U.S. retail sales up 3.3% in March; Circana warns calendar effects and consumer strain cloud outlook
U.S. retail spending edged higher in March, but the lift came with important caveats. Overall retail sales increased 3.3% year over year, while unit demand rose 1% across discretionary general merchandise, retail food and beverage, and nonedible consumer packaged goods, according to Circana on April 22.
The firm said the headline gains reflect resilience amid rising gas prices and elevated living costs, yet they also conceal growing stress on many households. “Topline numbers appear healthy, but appearances can be misleading,” said Marshal Cohen, chief retail industry advisor for Circana.
He noted that calendar shifts, promotions and other short-term tailwinds are “masking deeper vulnerabilities in consumer spending.” This year’s Easter shopping period moved into the first quarter, complicating year-over-year comparisons and bolstering March results in ways that may not persist.
Circana reported that consumers have not pulled back uniformly. Spending responses to higher fuel costs tend to lag, further muddling near-term reads. Lower-income households continue to feel the most pressure, while growth led by higher-income shoppers has slowed since late 2025.
More recently, middle-income consumers have begun trimming discretionary purchases and upper-income growth is also easing — a transition Cohen described as a shift from a K-shaped economy to more of a “dipping E.” Some categories are benefitting from seasonal promotions, innovation-linked price increases and shifting weather patterns.
But those supports, combined with what Circana called an increasingly distracted consumer, are forcing retailers to adjust more quickly. “The consumer isn’t retreating across the board, but spending patterns are changing, and income-based shifts have the potential to lead retail to a particularly challenging position,” Cohen said.
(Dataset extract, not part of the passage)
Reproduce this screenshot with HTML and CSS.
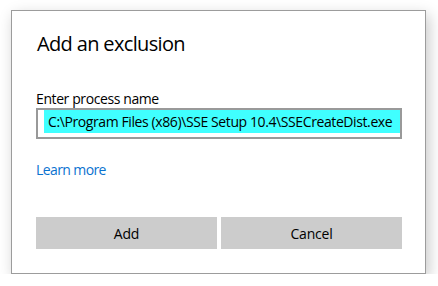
FILE: index.html
```html
<!DOCTYPE html>
<html>
<head>
<meta charset="utf-8">
<link rel="stylesheet" href="styles.css">
</head>
<body>
<div class="dialog">
  <h1 class="title">Add an exclusion</h1>
  <label class="label">Enter process name</label>
  <div class="input"><span class="sel">C:\Program Files (x86)\SSE Setup 10.4\SSECreateDist.exe</span></div>
  <a class="link">Learn more</a>
  <div class="buttons">
    <button class="btn">Add</button>
    <button class="btn">Cancel</button>
  </div>
</div>
</body>
</html>
```

FILE: styles.css
```css
html, body {
  margin: 0;
  padding: 0;
  background: #ffffff;
}
body {
  padding: 10px 0 0 11px;
  font-family: "Open Sans", "Noto Sans", sans-serif;
  color: #000;
}
.dialog {
  box-sizing: border-box;
  width: 415px;
  height: 264px;
  background: #fff;
  border: 1px solid #9c9c9c;
  box-shadow: 3px 5px 14px rgba(0,0,0,0.22);
  padding: 0 23px 0 24px;
  display: flex;
  flex-direction: column;
}
.title {
  margin: 19px 0 0 1px;
  font-size: 20px;
  font-weight: 400;
  line-height: 28px;
  letter-spacing: -0.65px;
}
.label {
  margin-top: 32px;
  font-size: 14px;
  line-height: 18px;
  letter-spacing: -0.4px;
  display: block;
}
.input {
  box-sizing: border-box;
  height: 31px;
  border: 2px solid #999;
  padding: 0 0 0 6px;
  display: flex;
  align-items: flex-start;
}
.sel {
  flex: 1;
  background: #40ffff;
  height: 23px;
  line-height: 23px;
  font-size: 14px;
  letter-spacing: -0.4px;
  padding-left: 4px;
  white-space: nowrap;
  overflow: hidden;
}
.link {
  margin-top: 22px;
  font-size: 14px;
  line-height: 18px;
  letter-spacing: -0.6px;
  color: #0a72cf;
  align-self: flex-start;
}
.buttons {
  margin-top: 38px;
  display: flex;
  gap: 4px;
}
.btn {
  flex: 1;
  height: 32px;
  border: 0;
  background: #cccccc;
  font-family: inherit;
  font-size: 14px;
  letter-spacing: -0.2px;
  color: #000;
  padding: 0;
}
```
He added that retailers and manufacturers need to distinguish sustainable demand from temporary distortion. Looking ahead, Circana said it is increasingly critical for marketers to separate short-term reactions from lasting behavioral shifts.
As traditional shopping habits evolve, brands should consider emerging models that can rekindle impulse purchases — “such as social and agentic commerce,” Cohen said — to create new paths to discovery and engagement that extend beyond price.